If your husband makes you a third wheel, put an end to it.

How to Save a Marriage With a Flirtatious Husband

by Emma Wells

Flirting outside of a marriage can be healthy if it doesn’t cross the specific boundaries you and your husband have set, says Therese Borchard, author of “The Pocket Therapist: An Emotional Survival Kit.” But if it crosses the comfort zone, it could be emotional cheating. It is possible to save a marriage with your flirtatious husband by being up-front about your feelings.

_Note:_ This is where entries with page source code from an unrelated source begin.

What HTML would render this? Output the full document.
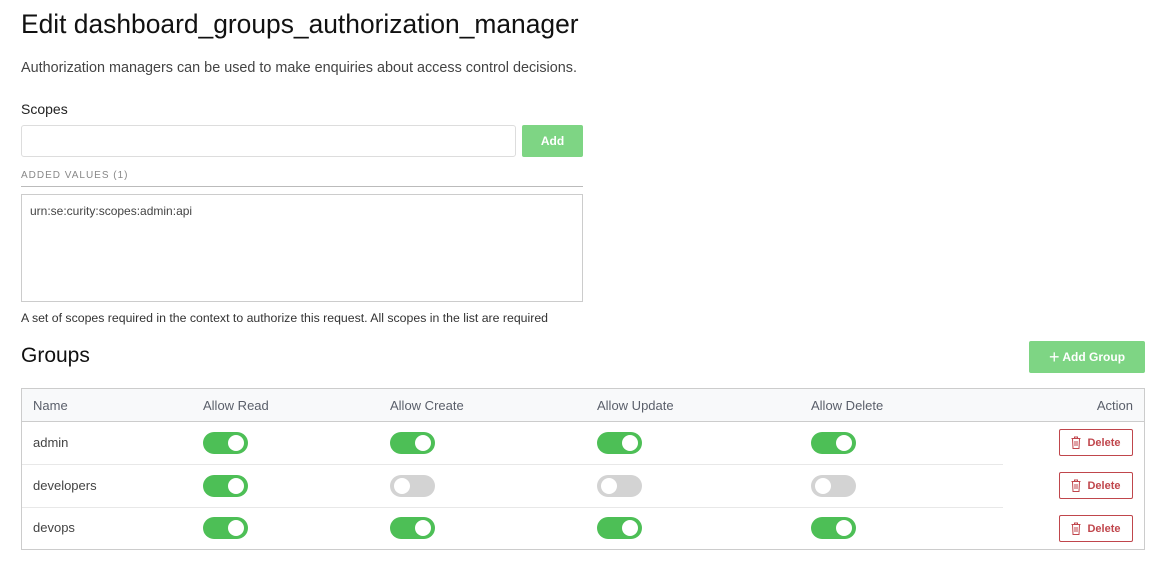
<!DOCTYPE html>
<html><head><meta charset="utf-8"><style>
*{box-sizing:border-box;margin:0;padding:0}
body{width:1158px;height:564px;background:#fff;font-family:"Liberation Sans",sans-serif;color:#222;position:relative;overflow:hidden}
.a{position:absolute}
.t{position:absolute;width:45px;height:22px;border-radius:11px;background:#4dbf56}
.t::after{content:"";position:absolute;top:3px;right:4px;width:16px;height:16px;border-radius:50%;background:#fff}
.t.off{background:#d3d3d3}
.t.off::after{right:auto;left:4px}
.del{position:absolute;left:1059px;width:74px;height:27px;border:1px solid #c0464c;border-radius:2px;color:#c0464c;font-size:11px;font-weight:bold;display:flex;align-items:center;justify-content:center;gap:6px;background:#fff}
.hd{font-size:13px;color:#5a5f6a;position:absolute;top:398px}
.nm{font-size:13px;color:#444;position:absolute;left:33px}
.ln{position:absolute;left:22px;width:981px;height:1px;background:#e8e8e8}
</style></head><body>
<div class="a" style="left:21px;top:9px;font-size:26.4px;color:#111">Edit dashboard_groups_authorization_manager</div>
<div class="a" style="left:21px;top:60px;font-size:14.4px;color:#444">Authorization managers can be used to make enquiries about access control decisions.</div>
<div class="a" style="left:21px;top:101px;font-size:14px;color:#222">Scopes</div>
<div class="a" style="left:21px;top:125px;width:495px;height:32px;border:1px solid #ddd;border-radius:3px"></div>
<div class="a" style="left:522px;top:125px;width:61px;height:32px;background:#7ed584;border-radius:2px;color:#fff;font-size:12px;font-weight:bold;text-align:center;line-height:32px">Add</div>
<div class="a" style="left:21px;top:170px;font-size:10px;color:#888;letter-spacing:1px">ADDED VALUES (1)</div>
<div class="a" style="left:21px;top:186px;width:562px;height:1px;background:#bbb"></div>
<div class="a" style="left:21px;top:194px;width:562px;height:108px;border:1px solid #ccc"></div>
<div class="a" style="left:30px;top:204px;font-size:12px;color:#444">urn:se:curity:scopes:admin:api</div>
<div class="a" style="left:21px;top:311px;font-size:12.3px;color:#333">A set of scopes required in the context to authorize this request. All scopes in the list are required</div>
<div class="a" style="left:21px;top:344px;font-size:21px;color:#111">Groups</div>
<div class="a" style="left:1029px;top:341px;width:116px;height:32px;background:#7ed584;border-radius:2px;color:#fff;font-size:12px;font-weight:bold;text-align:center;line-height:32px"><span style="font-size:18px;font-weight:normal;vertical-align:-2px">+</span> Add Group</div>
<div class="a" style="left:21px;top:388px;width:1124px;height:162px;border:1px solid #ccc"></div>
<div class="a" style="left:22px;top:389px;width:1122px;height:33px;background:#f8f9fa;border-bottom:1px solid #ccc"></div>
<div class="hd" style="left:33px">Name</div>
<div class="hd" style="left:203px">Allow Read</div>
<div class="hd" style="left:390px">Allow Create</div>
<div class="hd" style="left:597px">Allow Update</div>
<div class="hd" style="left:811px">Allow Delete</div>
<div class="hd" style="left:1093px;width:40px;text-align:right">Action</div>
<div class="ln" style="top:464px"></div>
<div class="ln" style="top:507px"></div>
<div class="nm" style="top:435px">admin</div>
<div class="nm" style="top:478px">developers</div>
<div class="nm" style="top:520px">devops</div>
<div class="t" style="left:203px;top:432px"></div><div class="t" style="left:390px;top:432px"></div><div class="t" style="left:597px;top:432px"></div><div class="t" style="left:811px;top:432px"></div>
<div class="t" style="left:203px;top:475px"></div><div class="t off" style="left:390px;top:475px"></div><div class="t off" style="left:597px;top:475px"></div><div class="t off" style="left:811px;top:475px"></div>
<div class="t" style="left:203px;top:517px"></div><div class="t" style="left:390px;top:517px"></div><div class="t" style="left:597px;top:517px"></div><div class="t" style="left:811px;top:517px"></div>
<div class="del" style="top:429px"><svg width="10" height="13" viewBox="0 0 10 13" fill="none" stroke="#c0464c" stroke-width="1"><path d="M0.5 2.5h9M3.5 2.5V1h3v1.5M1.5 2.5l.5 10h6l.5-10M4 5v5M6 5v5"/></svg>Delete</div>
<div class="del" style="top:472px"><svg width="10" height="13" viewBox="0 0 10 13" fill="none" stroke="#c0464c" stroke-width="1"><path d="M0.5 2.5h9M3.5 2.5V1h3v1.5M1.5 2.5l.5 10h6l.5-10M4 5v5M6 5v5"/></svg>Delete</div>
<div class="del" style="top:515px"><svg width="10" height="13" viewBox="0 0 10 13" fill="none" stroke="#c0464c" stroke-width="1"><path d="M0.5 2.5h9M3.5 2.5V1h3v1.5M1.5 2.5l.5 10h6l.5-10M4 5v5M6 5v5"/></svg>Delete</div>
</body></html>
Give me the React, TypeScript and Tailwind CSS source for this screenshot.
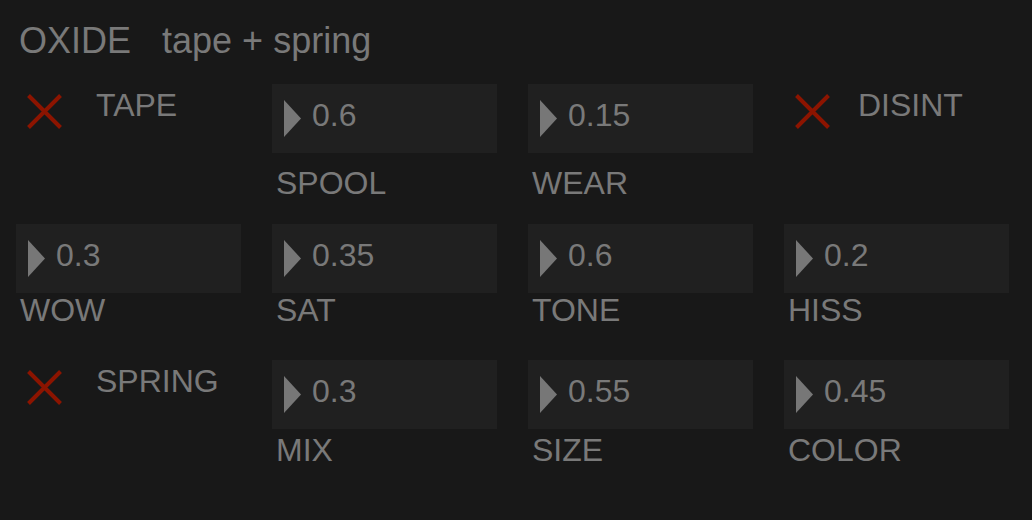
import React from 'react';

type Cell =
  | { kind: 'toggle'; label: string; gap: number }
  | { kind: 'knob'; label: string; value: string }
  | { kind: 'empty' };

const rows: { cells: Cell[]; labelGap: string; top: string }[] = [
  {
    top: 'mt-[25px]',
    labelGap: 'mt-[14px]',
    cells: [
      { kind: 'toggle', label: 'TAPE', gap: 34 },
      { kind: 'knob', label: 'SPOOL', value: '0.6' },
      { kind: 'knob', label: 'WEAR', value: '0.15' },
      { kind: 'toggle', label: 'DISINT', gap: 28 },
    ],
  },
  {
    top: 'mt-[25px]',
    labelGap: 'mt-[1px]',
    cells: [
      { kind: 'knob', label: 'WOW', value: '0.3' },
      { kind: 'knob', label: 'SAT', value: '0.35' },
      { kind: 'knob', label: 'TONE', value: '0.6' },
      { kind: 'knob', label: 'HISS', value: '0.2' },
    ],
  },
  {
    top: 'mt-[34px]',
    labelGap: 'mt-[5px]',
    cells: [
      { kind: 'toggle', label: 'SPRING', gap: 34 },
      { kind: 'knob', label: 'MIX', value: '0.3' },
      { kind: 'knob', label: 'SIZE', value: '0.55' },
      { kind: 'knob', label: 'COLOR', value: '0.45' },
    ],
  },
];

function Cross() {
  return (
    <svg width="35" height="35" viewBox="0 0 35 35" className="shrink-0">
      <path d="M1.5 1.5 L33.5 33.5 M33.5 1.5 L1.5 33.5" stroke="#8c1400" strokeWidth="4" />
    </svg>
  );
}

function Toggle({ label, gap }: { label: string; gap: number }) {
  return (
    <div className="flex items-start pl-[11px]">
      <div className="mt-[10px]">
        <Cross />
      </div>
      <span
        className="mt-[5px] text-[32px] leading-none"
        style={{ marginLeft: gap }}
      >
        {label}
      </span>
    </div>
  );
}

function Knob({ label, value, labelGap }: { label: string; value: string; labelGap: string }) {
  return (
    <div className="flex flex-col">
      <div className="flex h-[69px] w-[225px] items-center bg-[#202020]">
        <svg width="17" height="37" viewBox="0 0 17 37" className="ml-[12px] shrink-0">
          <path d="M0 0 L17 18.5 L0 37 Z" fill="#777777" />
        </svg>
        <span className="ml-[11px] self-start pt-[15px] text-[32px] leading-none">{value}</span>
      </div>
      <span className={`${labelGap} pl-[4px] text-[32px] leading-none`}>{label}</span>
    </div>
  );
}

export default function App() {
  return (
    <div
      className="flex h-[520px] w-[1032px] flex-col overflow-hidden bg-[#181818] text-[#797979]"
      style={{ fontFamily: '"Liberation Sans", Arial, sans-serif' }}
    >
      <div className="mt-[23px] flex items-start gap-[31px] pl-[19px] text-[36px] leading-none">
        <span>OXIDE</span>
        <span>tape + spring</span>
      </div>

      <div className="flex flex-col pl-[16px]">
        {rows.map((row, i) => (
          <div key={i} className={`${row.top} grid grid-cols-[256px_256px_256px_256px] items-start`}>
            {row.cells.map((cell, j) =>
              cell.kind === 'toggle' ? (
                <Toggle key={j} label={cell.label} gap={cell.gap} />
              ) : cell.kind === 'knob' ? (
                <Knob key={j} label={cell.label} value={cell.value} labelGap={row.labelGap} />
              ) : (
                <div key={j} />
              )
            )}
          </div>
        ))}
      </div>
    </div>
  );
}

1. Determine Your Boundaries

Decide what makes you uncomfortable. Is it fine for him to compliment or touch other women? Does the way he looks at other women bother you? If you are never comfortable when he looks at another woman or gives her a compliment, you may be too touchy. Maybe it is OK once in a while, as long as he lavishes most of his attention on you, or maybe you are concerned about one woman in particular. Determining your boundaries will help you feel confident in confronting him.

2. Confront Him

Approach your husband and explain how his flirting hurts you, says Karen Karbo, author of the book “How to Hepburn: Lessons on Living from Kate the Great.” Don’t argue with him, advises Karbo, but “simply tell him that his actions bother you and ask him to stop. Say that it makes you uncomfortable to watch him lavish so much attention on another woman.” If he tells you that you are overreacting, stay firm. It doesn’t matter why you don’t like his flirting. If you don’t like it for whatever reason, it means that he’s crossing a boundary in your marriage.

3. Address Other Concerns

Your husband may be flirting to make you jealous, to get your attention, and/or because he feels that you put him down and he wants others to build him up, says Borchard. But flirting is a manipulative and unhealthy way to address those deeper marital concerns. Talk to your husband about why he flirts and what you can both do to make your marriage stronger instead of weakening your bond with emotional betrayals.

4. Consider Counseling

It can help to have an objective third party, such as a counselor or therapist, participate in these discussions. Flirting can be considered emotional cheating, and overcoming bad feelings can take significant time and effort. If you talk to your husband and get nowhere, get help from a trusted professional.